The form of $\hat \theta$ suggests such an example; both $(0,1,0)$ and $(1,0,1)$ have $\hat \theta = 1/2$. So if I told you that I generated a sample and computed $\hat \theta = 1/2$, you would not be able to tell me whether my sample had one $1$, or two $1$s, and since these samples contain different information about $\theta$--so in that sense, information about $\theta$ has been lost.

Now that we have looked at the intuitive reasoning, we are better prepared for the formal proof.
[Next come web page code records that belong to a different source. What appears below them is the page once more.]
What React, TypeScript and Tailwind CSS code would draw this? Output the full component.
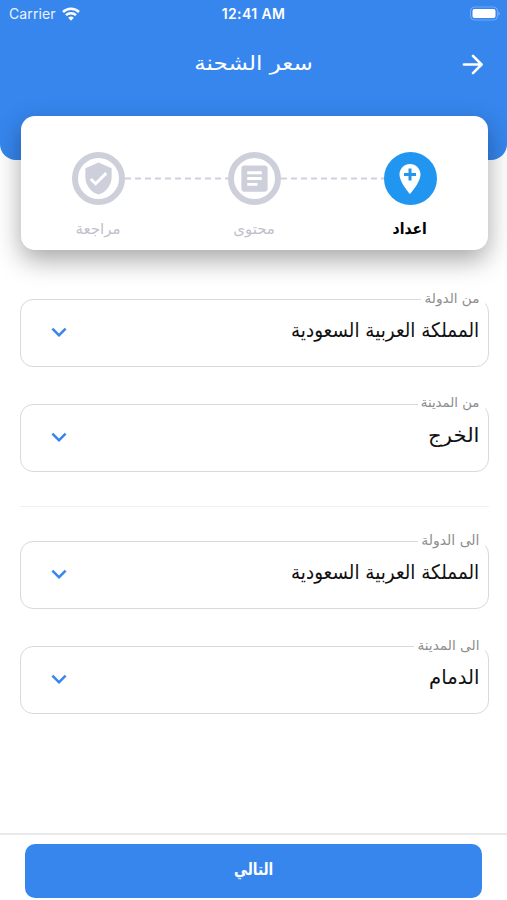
import React from 'react';
import { MdAddLocation, MdArticle, MdKeyboardArrowDown, MdVerifiedUser } from 'react-icons/md';

interface FieldProps {
  label: string;
  value: string;
  labelClass: string;
  valueClass: string;
}

const StatusBar: React.FC = () => (
  <div dir="ltr" className="h-[27px] grid grid-cols-3 items-center px-[9px] font-['Inter',sans-serif] text-white">
    <div className="flex items-center gap-[6px]">
      <span className="text-[14px] tracking-[0.1px] text-white/90">Carrier</span>
      <svg width="18" height="14" viewBox="0 0 18 14" fill="none" stroke="currentColor" strokeWidth="2.5">
        <path d="M1 5a11.3 11.3 0 0 1 16 0" />
        <path d="M4 8.2a7.1 7.1 0 0 1 10 0" />
        <path d="M9 13.8 6.2 10.8a4 4 0 0 1 5.6 0Z" fill="currentColor" stroke="none" />
      </svg>
    </div>
    <span className="text-center text-[14px] font-semibold tracking-[0.4px]">12:41 AM</span>
    <svg className="justify-self-end -mr-[2px]" width="31" height="15" viewBox="0 0 31 15">
      <rect x="1.5" y="1" width="27" height="13" rx="4" fill="none" stroke="white" strokeOpacity=".3" />
      <rect x="3.5" y="3" width="23" height="9" rx="2" fill="white" />
      <path d="M29.5 5.4c1.6.7 1.6 3.5 0 4.2Z" fill="white" fillOpacity=".4" />
    </svg>
  </div>
);

const Field: React.FC<FieldProps> = ({ label, value, labelClass, valueClass }) => (
  <div className="relative flex h-[68px] items-center justify-between rounded-[13px] border-[1.5px] border-[#d9d9dd] pr-[8px] pl-[23px]">
    <span className={`absolute -top-[11px] right-[3px] flex h-[18px] items-center bg-white pr-[5px] whitespace-nowrap text-[#8e8e8e] ${labelClass}`}>
      {label}
    </span>
    <span className={`-mt-[7px] origin-right text-[20px] whitespace-nowrap text-[#111] ${valueClass}`}>{value}</span>
    <MdKeyboardArrowDown className="-mt-[3px] size-[30px] text-[#3886ed]" />
  </div>
);

const Connector: React.FC = () => (
  <svg className="mt-[25px]" width="103" height="3" viewBox="0 0 103 3">
    <path d="M0 1.5H103" stroke="#d0d1db" strokeWidth="1.8" strokeDasharray="6 4" />
  </svg>
);

export default function App() {
  return (
    <div dir="rtl" className="flex h-[900px] w-[507px] flex-col overflow-hidden bg-white font-['DejaVu_Sans',sans-serif]">
      {/* Header */}
      <header className="h-[160px] shrink-0 rounded-b-[16px] bg-[#3686ee]">
        <StatusBar />
        <div className="grid h-[74px] grid-cols-[48px_1fr_48px] items-center text-white">
          <svg className="mr-[24px]" width="21" height="21" viewBox="0 0 22 22" fill="none" stroke="currentColor" strokeWidth="2.7" strokeLinecap="round" strokeLinejoin="round">
            <path d="M2 11h18M11.5 2l9 9-9 9" />
          </svg>
          <h1 className="-mt-[2px] scale-x-[1.15] text-center text-[20px]">سعر الشحنة</h1>
        </div>
      </header>

      {/* Steps */}
      <section className="mr-[19.5px] ml-[20.5px] -mt-[44px] flex h-[134px] shrink-0 justify-center rounded-[14px] bg-white pt-[36px] shadow-[0_10px_26px_rgba(0,0,0,0.35)]">
        <div className="flex w-[53px] flex-col items-center gap-[12px]">
          <div className="flex size-[53px] items-center justify-center rounded-full bg-[#2196f0]">
            <MdAddLocation className="size-[36px] text-white" />
          </div>
          <span className="scale-x-[0.87] text-[16px] leading-6 font-bold whitespace-nowrap text-black">اعداد</span>
        </div>
        <Connector />
        <div className="flex w-[53px] flex-col items-center gap-[12px]">
          <div className="flex size-[53px] items-center justify-center rounded-full border-[6px] border-[#cdcfdb]">
            <MdArticle className="size-[35px] shrink-0 text-[#cdcfdb]" />
          </div>
          <span className="text-[15px] leading-6 font-medium whitespace-nowrap text-[#bfc1cd]">محتوى</span>
        </div>
        <Connector />
        <div className="flex w-[53px] flex-col items-center gap-[12px]">
          <div className="flex size-[53px] items-center justify-center rounded-full border-[6px] border-[#cdcfdb]">
            <MdVerifiedUser className="size-[35px] shrink-0 text-[#cdcfdb]" />
          </div>
          <span className="text-[15px] leading-6 font-medium whitespace-nowrap text-[#bfc1cd]">مراجعة</span>
        </div>
      </section>

      {/* Route */}
      <main className="mr-[18.5px] ml-[19.5px] mt-[49px] flex grow flex-col">
        <Field label="من الدولة" value="المملكة العربية السعودية" labelClass="w-[64px] text-[13.6px]" valueClass="scale-x-[0.917]" />
        <div className="mt-[37px]">
          <Field label="من المدينة" value="الخرج" labelClass="w-[67px] text-[13.3px]" valueClass="scale-x-[1.06]" />
        </div>
        <hr className="mt-[34px] mb-[34px] border-[#efeff1]" />
        <Field label="الى الدولة" value="المملكة العربية السعودية" labelClass="w-[67px] text-[14px]" valueClass="scale-x-[0.917]" />
        <div className="mt-[37px]">
          <Field label="الى المدينة" value="الدمام" labelClass="w-[71px] text-[13.7px]" valueClass="scale-x-[0.98]" />
        </div>
      </main>

      {/* Footer */}
      <footer className="h-[67px] shrink-0 border-t-2 border-[#e9e9eb] px-[25px] pt-[9px]">
        <button className="h-[54px] w-full rounded-[10px] bg-[#3686ee] pb-[3px] text-[17px] font-bold text-white">
          <span className="inline-block scale-x-[0.8]">التالي</span>
        </button>
      </footer>
    </div>
  );
}
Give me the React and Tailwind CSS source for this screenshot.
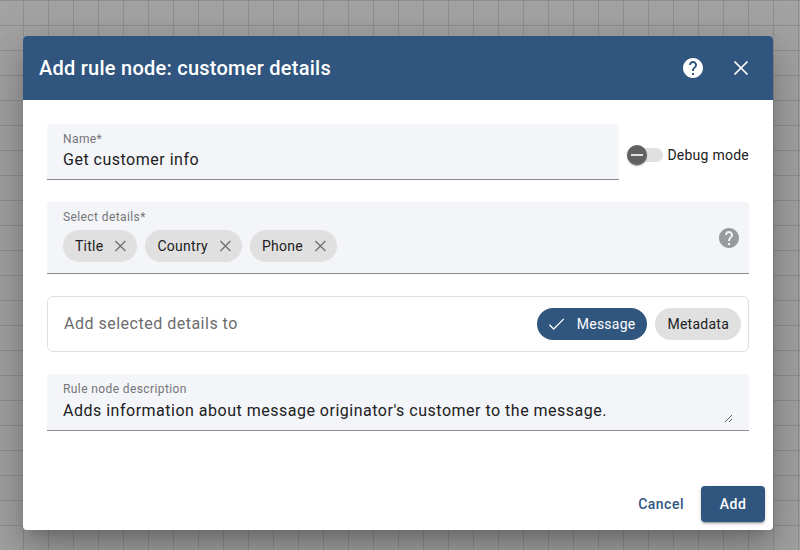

For $n = 3$, the joint distribution is $$\Pr[(X_1, X_2, X_3) = (x_1, x_2, x_3) \mid \theta] = \prod_{i=1}^3 \Pr[X_i = x_i \mid \theta] = \prod_{i=1}^3 \theta^{x_i} (1 - \theta)^{1 - x_i} \mathbb 1(x_i \in \{0,1\}).$$ This simplifies to $$\theta^{x_1 + x_2 + x_3}(1-\theta)^{3-(x_1 + x_2 + x_3)} \mathbb 1 (x_1 \in \{0,1\})\mathbb 1 (x_2 \in \{0,1\})\mathbb 1 (x_3 \in \{0,1\}).$$ So by the factorization theorem, $$h(\boldsymbol x) = \mathbb 1 (x_1 \in \{0,1\})\mathbb 1 (x_2 \in \{0,1\})\mathbb 1 (x_3 \in \{0,1\}), \\ g(T(\boldsymbol x) \mid \theta) = \theta^T (1 - \theta)^{3-T}, \\ T(\boldsymbol x) = T(x_1, x_2, x_3) = x_1 + x_2 + x_3.$$ This formalizes our earlier claim that the number of $1$s in the sample is a sufficient statistic.

Then to see how $\hat \theta$ is not sufficient, all we need to do is show that it is possible for two distinct samples $\boldsymbol x$, $\boldsymbol x^*$, to satisfy $$T(\boldsymbol x) \ne T(\boldsymbol x^*), \quad \hat\theta(\boldsymbol x) = \hat\theta(\boldsymbol x^*).$$ Then $\hat \theta$ cannot be sufficient, since given the quantity $\hat \theta(\boldsymbol x)$, you cannot tell whether it was generated by $\boldsymbol x$ or $\boldsymbol x^*$, yet the value of the sufficient statistic $T$ is not the same for these two possibilities, meaning that information about $\theta$ was lost with $\hat \theta$.